Overall, the study underscores that farmers are willing to engage with innovative forms of land use when economic, informational, and institutional conditions align. As agrivoltaic development continues to expand globally, integrating farmers’ perspectives into planning and policy processes will be essential for ensuring socially acceptable, environmentally sound, and cost-effective use. Informational and institutional conditions can be aligned through coordinated efforts to provide access to targeted technical training, while reinforcing the role of agricultural associations and advisory services to reduce uncertainties related to new technologies.

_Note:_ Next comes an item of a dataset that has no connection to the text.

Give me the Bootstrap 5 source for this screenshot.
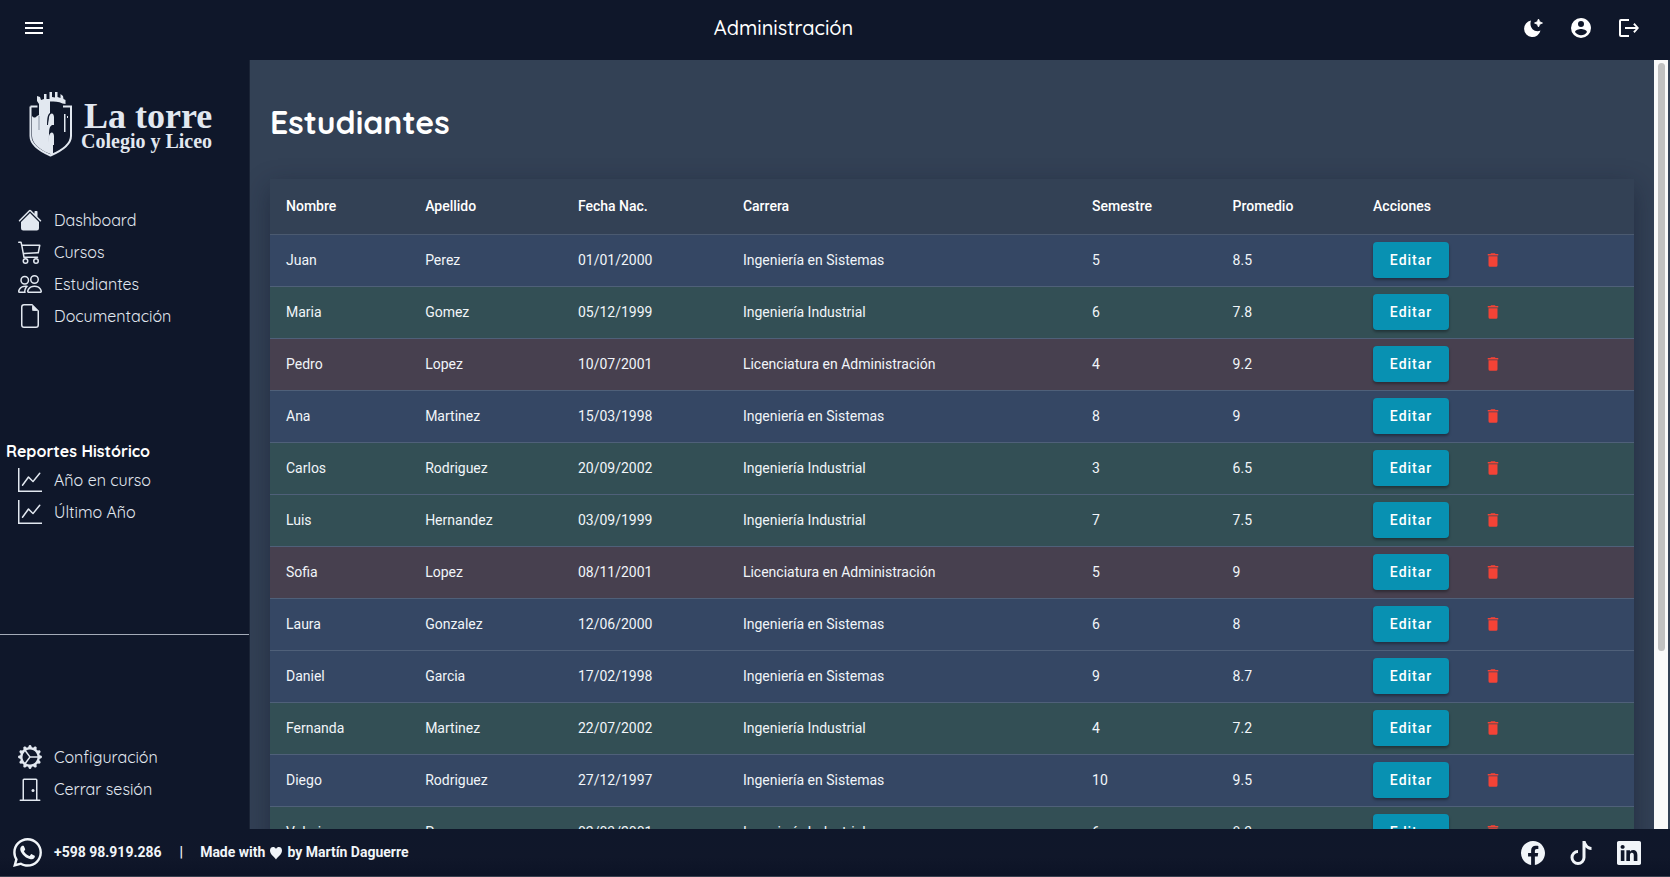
<!DOCTYPE html>
<html lang="es">
<head>
<meta charset="utf-8">
<meta name="viewport" content="width=device-width, initial-scale=1">
<title>Administración</title>
<link href="https://cdn.jsdelivr.net/npm/bootstrap@5.3.0/dist/css/bootstrap.min.css" rel="stylesheet">
<style>
:root { --ink: #0f172a; --panel: #334155; --soft: #e2e8f0; }
body { font-family: Roboto, sans-serif; font-size: 14px; background: var(--ink); color: #fff; }
.round-face { font-family: Quicksand, Lato, sans-serif; }
svg { fill: currentColor; display: block; flex: none; }
.top-bar { height: 60px; padding: 0 17px 4px 10px; }
.icon-btn { width: 48px; height: 48px; border: 0; padding: 0; background: none; color: #fff; display: grid; place-items: center; }
.top-title { font-size: 20px; line-height: 28px; font-weight: 500; }
.side { width: 250px; border-right: 1px solid #1b2436; padding: 0 0 24px; color: var(--soft); flex: none; }
.brand { height: 144px; padding: 32px 0 0 29px; }
.brand-name { font-family: "Liberation Serif", serif; font-weight: 700; font-size: 36px; line-height: 32px; padding-left: 3px; }
.brand-sub { font-family: "Liberation Serif", serif; font-weight: 700; font-size: 20px; line-height: 18px; }
.side a { height: 32px; padding-left: 18px; gap: 12px; font-size: 16px; font-weight: 400; color: var(--soft); text-decoration: none; }
.side h2 { font-size: 16px; line-height: 26px; padding-left: 6px; color: #fff; font-weight: 700; }
.side hr { color: #a4abb8; opacity: 1; }
.panel { background: var(--panel); padding: 40px 20px 0; overflow: hidden; }
.panel h1 { font-size: 32px; line-height: 44px; font-weight: 700; margin-bottom: 35px; }
.roster { table-layout: fixed; background: var(--panel); box-shadow: 0 8px 24px rgba(15,23,42,.45); white-space: nowrap; }
.roster th { height: 55px; padding: 0 16px; font-weight: 500; border-bottom: 1px solid #4b5a70; }
.roster td { height: 52px; padding: 0 16px; border-bottom: 1px solid #4f6079; color: #f1f5f9; }
.sis { background: #354764; }
.ind { background: #334f55; }
.adm { background: #47404f; }
.c1 { width: 10.2%; } .c2 { width: 11.2%; } .c3 { width: 12.1%; } .c4 { width: 25.6%; } .c5 { width: 10.3%; } .c6 { width: 10.3%; }
.btn-edit { width: 76px; height: 36px; padding: 0; border: 0; border-radius: 4px; background: #0891b2; color: #fff; font-size: 14px; font-weight: 500; letter-spacing: 1px; box-shadow: 0 2px 3px rgba(0,0,0,.35); }
.btn-edit:hover { background: #0e7490; color: #fff; }
.btn-del { width: 36px; height: 36px; margin-left: 26px; border: 0; padding: 0; background: none; color: #f44336; display: grid; place-items: center; }
.rail { width: 16px; background: #fafafa; padding: 3px 3px 3px 4px; border-right: 2px solid var(--panel); flex: none; }
.rail-thumb { height: 77%; border-radius: 4px; background: #c1c1c1; }
.foot { height: 48px; padding: 0 17px 0 13px; font-weight: 700; color: #f1f5f9; background: linear-gradient(#0f172a, #10172a 60%, #0c1326); border-bottom: 1px solid #39404f; }
.foot a { color: inherit; text-decoration: none; }
.foot-bar { margin: 0 17px 0 18px; }
.foot .social { width: 48px; display: grid; place-items: center; }
</style>
</head>
<body class="vh-100 d-flex flex-column overflow-hidden">
<header class="top-bar d-flex align-items-center flex-shrink-0">
  <button class="icon-btn" aria-label="Menú"><svg width="24" height="24" viewBox="0 0 24 24"><path d="M3 6h18v2H3zm0 5h18v2H3zm0 5h18v2H3z"/></svg></button>
  <h1 class="top-title round-face flex-grow-1 text-center mb-0">Administración</h1>
  <button class="icon-btn" aria-label="Tema"><svg width="24" height="24" viewBox="0 0 24 24"><path d="M10 4.500A8.300 8.300 0 1 0 19.500 14.500C14 17 7.500 12 10 4.500z"/><path d="M17.500 3l1.250 2.750L21.500 7l-2.750 1.250L17.500 11l-1.250-2.750L13.500 7l2.750-1.250z" stroke="currentColor" stroke-width=".8" stroke-linejoin="round"/></svg></button>
  <button class="icon-btn" aria-label="Cuenta"><svg width="24" height="24" viewBox="0 0 24 24"><path d="M12 19.200c-2.500 0-4.710-1.280-6-3.200.03-2 4-3.100 6-3.100s5.970 1.100 6 3.100a7.230 7.230 0 0 1-6 3.200M12 5a3 3 0 0 1 3 3 3 3 0 0 1-3 3 3 3 0 0 1-3-3 3 3 0 0 1 3-3m0-3A10 10 0 0 0 2 12a10 10 0 0 0 10 10 10 10 0 0 0 10-10c0-5.530-4.500-10-10-10z"/></svg></button>
  <button class="icon-btn" aria-label="Salir"><svg width="24" height="24" viewBox="0 0 24 24"><path d="M12 3v2H4v14h8v2H4a2 2 0 0 1-2-2V5a2 2 0 0 1 2-2zM17.600 7l-1.400 1.400 2.600 2.600H8v2h10.800l-2.600 2.600 1.400 1.400L22 12z"/></svg></button>
</header>

<div class="d-flex flex-grow-1 overflow-hidden">
  <aside class="side round-face d-flex flex-column justify-content-between">
    <div>
      <div class="brand d-flex">
        <svg width="44" height="65" viewBox="0 0 44 65">
          <path d="M1.500 14.500h7M34 14.500h8V44c0 8-10 15-20.500 19.500C11 59 1.500 52 1.500 44V14.500" fill="none" stroke="currentColor" stroke-width="2"/>
          <path d="M8 4l3 1 1 3 3-1V2h2.500v5h3V0h2.500v5l3 .500V0h2.500v5l3 1V2l2.500 2 .500 3 2 1v4l-3-.500c-4-2-8-2-12.500-2V21c-2 1-3 4-3 12h5c-3 2-3 4-3 18l4 1v11C12 59 3 52 3 44V24c2 2 3 2 5 0l2-1V12L8 9z"/>
          <path d="M20 25c2-6 5-3 5 0v8h-6c0-3 1-5 1-8zM20 44c2-6 5-3 5 0v9h-6zM35 22h1.500v18H35zM38 24h1v2h-1z"/>
          <path d="M10 24v14" stroke="#8993a3"/>
        </svg>
        <div class="ms-2 pt-2 text-nowrap">
          <div class="brand-name">La torre</div>
          <div class="brand-sub">Colegio y Liceo</div>
        </div>
      </div>
      <nav>
        <a href="#" class="d-flex align-items-center"><svg width="24" height="24" viewBox="0 0 16 16"><path d="M8.707 1.500a1 1 0 0 0-1.414 0L.646 8.146a.5.5 0 0 0 .708.708L8 2.207l6.646 6.647a.5.5 0 0 0 .708-.708L13 5.793V2.500a.5.5 0 0 0-.5-.5h-1a.5.5 0 0 0-.5.5v1.293z"/><path d="m8 3.293 6 6V13.500a1.500 1.500 0 0 1-1.500 1.500h-9A1.500 1.500 0 0 1 2 13.500V9.293z"/></svg>Dashboard</a>
        <a href="#" class="d-flex align-items-center"><svg width="24" height="24" viewBox="0 0 16 16"><path d="M0 1.500A.5.5 0 0 1 .5 1H2a.5.5 0 0 1 .485.379L2.890 3H14.500a.5.5 0 0 1 .49.598l-1 5a.5.5 0 0 1-.465.401l-9.397.472L4.415 11H13a.5.5 0 0 1 0 1H4a.5.5 0 0 1-.491-.408L2.010 3.607 1.610 2H.5a.5.5 0 0 1-.5-.5M3.102 4l.84 4.479 9.144-.459L13.890 4zM5 12a2 2 0 1 0 0 4 2 2 0 0 0 0-4m7 0a2 2 0 1 0 0 4 2 2 0 0 0 0-4m-7 1a1 1 0 1 1 0 2 1 1 0 0 1 0-2m7 0a1 1 0 1 1 0 2 1 1 0 0 1 0-2"/></svg>Cursos</a>
        <a href="#" class="d-flex align-items-center"><svg width="24" height="24" viewBox="0 0 16 16"><path d="M15 14s1 0 1-1-1-4-5-4-5 3-5 4 1 1 1 1zm-7.978-1L7 12.996c.001-.264.167-1.030.76-1.720C8.312 10.629 9.282 10 11 10c1.717 0 2.687.63 3.240 1.276.593.69.758 1.457.76 1.720l-.008.002-.014.002zM11 7a2 2 0 1 0 0-4 2 2 0 0 0 0 4m3-2a3 3 0 1 1-6 0 3 3 0 0 1 6 0M6.936 9.280a6 6 0 0 0-1.230-.247A7 7 0 0 0 5 9c-4 0-5 3-5 4q0 1 1 1h4.216A2.240 2.240 0 0 1 5 13c0-1.010.377-2.042 1.090-2.904.243-.294.526-.569.846-.816M4.920 10A5.500 5.500 0 0 0 4 13H1c0-.26.164-1.030.76-1.724.545-.636 1.492-1.256 3.160-1.275ZM1.500 5.500a3 3 0 1 1 6 0 3 3 0 0 1-6 0m3-2a2 2 0 1 0 0 4 2 2 0 0 0 0-4"/></svg>Estudiantes</a>
        <a href="#" class="d-flex align-items-center"><svg width="24" height="24" viewBox="0 0 16 16"><path d="M14 4.500V14a2 2 0 0 1-2 2H4a2 2 0 0 1-2-2V2a2 2 0 0 1 2-2h5.500zm-3 0A1.500 1.500 0 0 1 9.500 3V1H4a1 1 0 0 0-1 1v12a1 1 0 0 0 1 1h8a1 1 0 0 0 1-1V4.500z"/><path d="M9.500 1v3.500H13z"/></svg>Documentación</a>
      </nav>
    </div>
    <nav>
      <h2 class="mb-0">Reportes Histórico</h2>
      <a href="#" class="d-flex align-items-center"><svg width="24" height="24" viewBox="0 0 16 16"><path d="M0 0h1v15h15v1H0zm14.817 3.113a.5.5 0 0 1 .07.704l-4.500 5.500a.5.5 0 0 1-.74.037L7.060 6.767l-3.656 5.027a.5.5 0 0 1-.808-.588l4-5.500a.5.5 0 0 1 .758-.06l2.609 2.610 4.150-5.073a.5.5 0 0 1 .704-.07"/></svg>Año en curso</a>
      <a href="#" class="d-flex align-items-center"><svg width="24" height="24" viewBox="0 0 16 16"><path d="M0 0h1v15h15v1H0zm14.817 3.113a.5.5 0 0 1 .07.704l-4.500 5.500a.5.5 0 0 1-.74.037L7.060 6.767l-3.656 5.027a.5.5 0 0 1-.808-.588l4-5.500a.5.5 0 0 1 .758-.06l2.609 2.610 4.150-5.073a.5.5 0 0 1 .704-.07"/></svg>Último Año</a>
    </nav>
    <hr class="m-0">
    <nav>
      <a href="#" class="d-flex align-items-center"><svg width="24" height="24" viewBox="0 0 16 16"><path d="M7.068.727c.243-.97 1.620-.97 1.864 0l.071.286a.96.96 0 0 0 1.622.434l.205-.211c.695-.719 1.888-.03 1.613.931l-.080.284a.96.96 0 0 0 1.187 1.187l.283-.081c.960-.275 1.650.918.931 1.613l-.211.205a.96.96 0 0 0 .434 1.622l.286.071c.970.243.970 1.620 0 1.864l-.286.071a.96.96 0 0 0-.434 1.622l.211.205c.719.695.030 1.888-.931 1.613l-.284-.080a.96.96 0 0 0-1.187 1.187l.081.283c.275.960-.918 1.650-1.613.931l-.205-.211a.96.96 0 0 0-1.622.434l-.071.286c-.243.970-1.620.970-1.864 0l-.071-.286a.96.96 0 0 0-1.622-.434l-.205.211c-.695.719-1.888.030-1.613-.931l.080-.284a.96.96 0 0 0-1.186-1.187l-.284.081c-.960.275-1.650-.918-.931-1.613l.211-.205a.96.96 0 0 0-.434-1.622l-.286-.071c-.970-.243-.970-1.620 0-1.864l.286-.071a.96.96 0 0 0 .434-1.622l-.211-.205c-.719-.695-.030-1.888.931-1.613l.284.080a.96.96 0 0 0 1.187-1.186l-.081-.284c-.275-.960.918-1.650 1.613-.931l.205.211a.96.96 0 0 0 1.622-.434zM12.973 8.500H8.250l-2.834 3.779A4.998 4.998 0 0 0 12.973 8.500m0-1a4.998 4.998 0 0 0-7.557-3.779l2.834 3.780zM5.048 3.967l-.087.065zm-.431.355A4.980 4.980 0 0 0 3.002 8c0 1.455.622 2.765 1.615 3.678L7.375 8zm.344 7.646.087.065z"/></svg>Configuración</a>
      <a href="#" class="d-flex align-items-center"><svg width="24" height="24" viewBox="0 0 16 16"><path d="M3 2a1 1 0 0 1 1-1h8a1 1 0 0 1 1 1v13h1.500a.5.5 0 0 1 0 1h-13a.5.5 0 0 1 0-1H3zm1 13h8V2H4z"/><path d="M9 9a1 1 0 1 0 2 0 1 1 0 0 0-2 0"/></svg>Cerrar sesión</a>
    </nav>
  </aside>

  <main class="panel flex-grow-1">
    <h1 class="round-face">Estudiantes</h1>
    <table class="roster w-100">
      <colgroup><col class="c1"><col class="c2"><col class="c3"><col class="c4"><col class="c5"><col class="c6"><col></colgroup>
      <thead><tr><th>Nombre</th><th>Apellido</th><th>Fecha Nac.</th><th>Carrera</th><th>Semestre</th><th>Promedio</th><th>Acciones</th></tr></thead>
      <tbody id="rows"></tbody>
    </table>
  </main>
  <div class="rail" aria-hidden="true"><div class="rail-thumb"></div></div>
</div>

<footer class="foot d-flex align-items-center flex-shrink-0">
  <a href="#" class="d-flex align-items-center"><svg width="29" height="29" viewBox="2 2 20 20" class="me-2"><path d="M12.040 2c-5.460 0-9.910 4.450-9.910 9.910 0 1.750.46 3.450 1.320 4.950L2.050 22l5.250-1.380c1.450.79 3.080 1.210 4.740 1.210 5.460 0 9.910-4.450 9.910-9.910 0-2.650-1.030-5.140-2.900-7.010A9.820 9.820 0 0 0 12.040 2m.01 1.670c2.200 0 4.260.86 5.820 2.420a8.230 8.230 0 0 1 2.410 5.830c0 4.540-3.700 8.230-8.240 8.230-1.480 0-2.930-.39-4.190-1.150l-.3-.17-3.120.82.83-3.040-.2-.32a8.190 8.190 0 0 1-1.260-4.380c.01-4.540 3.700-8.240 8.250-8.240M8.530 7.330c-.16 0-.43.06-.66.31-.22.25-.87.86-.87 2.070 0 1.220.89 2.390 1 2.560.14.17 1.760 2.670 4.250 3.730.59.27 1.050.42 1.410.53.59.19 1.130.16 1.560.1.48-.07 1.460-.6 1.670-1.180s.21-1.070.15-1.180c-.07-.1-.23-.16-.48-.27-.25-.14-1.470-.74-1.690-.82-.23-.08-.37-.12-.56.12-.16.25-.64.81-.78.97-.15.17-.29.19-.53.07-.26-.13-1.060-.39-2-1.230-.74-.66-1.230-1.470-1.380-1.720-.12-.24-.01-.39.11-.5.110-.11.270-.29.370-.44.130-.14.170-.25.250-.41.080-.17.040-.31-.02-.43-.06-.11-.56-1.350-.77-1.840-.2-.48-.4-.42-.56-.43-.140 0-.300-.010-.470-.010"/></svg><span class="ms-1">+598 98.919.286</span></a>
  <span class="foot-bar">|</span>
  <span class="d-flex align-items-center gap-1">Made with <svg width="14" height="14" viewBox="0 0 14 14"><path d="M7 13.500C5.500 11 1 8.500 1 4.500 1 .500 5.500 0 7 3c1.500-3 6-2.500 6 1.500 0 4-4.500 6.500-6 9z"/></svg> by Martín Daguerre</span>
  <a href="#" class="social ms-auto" aria-label="Facebook"><svg width="24" height="24" viewBox="0 0 16 16"><path d="M16 8.049c0-4.446-3.582-8.050-8-8.050C3.580 0-.002 3.603-.002 8.050c0 4.017 2.926 7.347 6.750 7.951v-5.625h-2.030V8.050H6.750V6.275c0-2.017 1.195-3.131 3.022-3.131.876 0 1.791.157 1.791.157v1.980h-1.009c-.993 0-1.303.621-1.303 1.258v1.510h2.218l-.354 2.326H9.250V16c3.824-.604 6.750-3.934 6.750-7.951"/></svg></a>
  <a href="#" class="social" aria-label="TikTok"><svg width="24" height="24" viewBox="0 0 16 16"><path d="M9 0h1.980c.144.715.540 1.617 1.235 2.512C12.895 3.389 13.797 4 15 4v2c-1.753 0-3.070-.814-4-1.829V11a5 5 0 1 1-5-5v2a3 3 0 1 0 3 3z"/></svg></a>
  <a href="#" class="social" aria-label="LinkedIn"><svg width="24" height="24" viewBox="0 0 16 16"><path d="M0 1.146C0 .513.526 0 1.175 0h13.650C15.474 0 16 .513 16 1.146v13.708c0 .633-.526 1.146-1.175 1.146H1.175C.526 16 0 15.487 0 14.854zm4.943 12.248V6.169H2.542v7.225zm-1.200-8.212c.837 0 1.358-.554 1.358-1.248-.015-.709-.520-1.248-1.342-1.248S2.400 3.226 2.400 3.934c0 .694.521 1.248 1.327 1.248zm4.908 8.212V9.359c0-.216.016-.432.080-.586.173-.431.568-.878 1.232-.878.869 0 1.216.662 1.216 1.634v3.865h2.401V9.250c0-2.220-1.184-3.252-2.764-3.252-1.274 0-1.845.7-2.165 1.193v.025h-.016l.016-.025V6.169h-2.400c.030.678 0 7.225 0 7.225z"/></svg></a>
</footer>

<script src="https://cdn.jsdelivr.net/npm/bootstrap@5.3.0/dist/js/bootstrap.bundle.min.js"></script>
<script>
const careers = { sis: 'Ingeniería en Sistemas', ind: 'Ingeniería Industrial', adm: 'Licenciatura en Administración' };
const students = [
  ['Juan', 'Perez', '01/01/2000', 'sis', '5', '8.5'],
  ['Maria', 'Gomez', '05/12/1999', 'ind', '6', '7.8'],
  ['Pedro', 'Lopez', '10/07/2001', 'adm', '4', '9.2'],
  ['Ana', 'Martinez', '15/03/1998', 'sis', '8', '9'],
  ['Carlos', 'Rodriguez', '20/09/2002', 'ind', '3', '6.5'],
  ['Luis', 'Hernandez', '03/09/1999', 'ind', '7', '7.5'],
  ['Sofia', 'Lopez', '08/11/2001', 'adm', '5', '9'],
  ['Laura', 'Gonzalez', '12/06/2000', 'sis', '6', '8'],
  ['Daniel', 'Garcia', '17/02/1998', 'sis', '9', '8.7'],
  ['Fernanda', 'Martinez', '22/07/2002', 'ind', '4', '7.2'],
  ['Diego', 'Rodriguez', '27/12/1997', 'sis', '10', '9.5'],
  ['Valeria', 'Perez', '02/03/2001', 'ind', '6', '8.3']
];
document.getElementById('rows').innerHTML = students.map(([n, a, f, c, s, p]) => `
  <tr class="${c}"><td>${n}</td><td>${a}</td><td>${f}</td><td>${careers[c]}</td><td>${s}</td><td>${p}</td>
  <td><div class="d-flex align-items-center"><button class="btn btn-edit">Editar</button>
  <button class="btn-del" aria-label="Eliminar a ${n} ${a}"><svg width="18" height="18" viewBox="0 0 24 24"><path d="M19 4h-3.500l-1-1h-5l-1 1H5v2h14M6 19a2 2 0 0 0 2 2h8a2 2 0 0 0 2-2V7H6z"/></svg></button></div></td></tr>`).join('');
</script>
</body>
</html>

Future research should further explore farmers’ insights over time, assess the performance of pilot installations, and examine the ecological dimensions of AV implementation to support evidence-based land-use planning. Theoretically, this study advances the literature on agricultural technology adoption by identifying how economic motivations, informational access, and institutional support interact to shape farmers’ willingness to adopt AVs. These findings extend existing technology adoption frameworks by providing context-specific empirical evidence from a Mediterranean agricultural setting, where both socio-economic conditions and policy environments may differ from those in previously studied regions.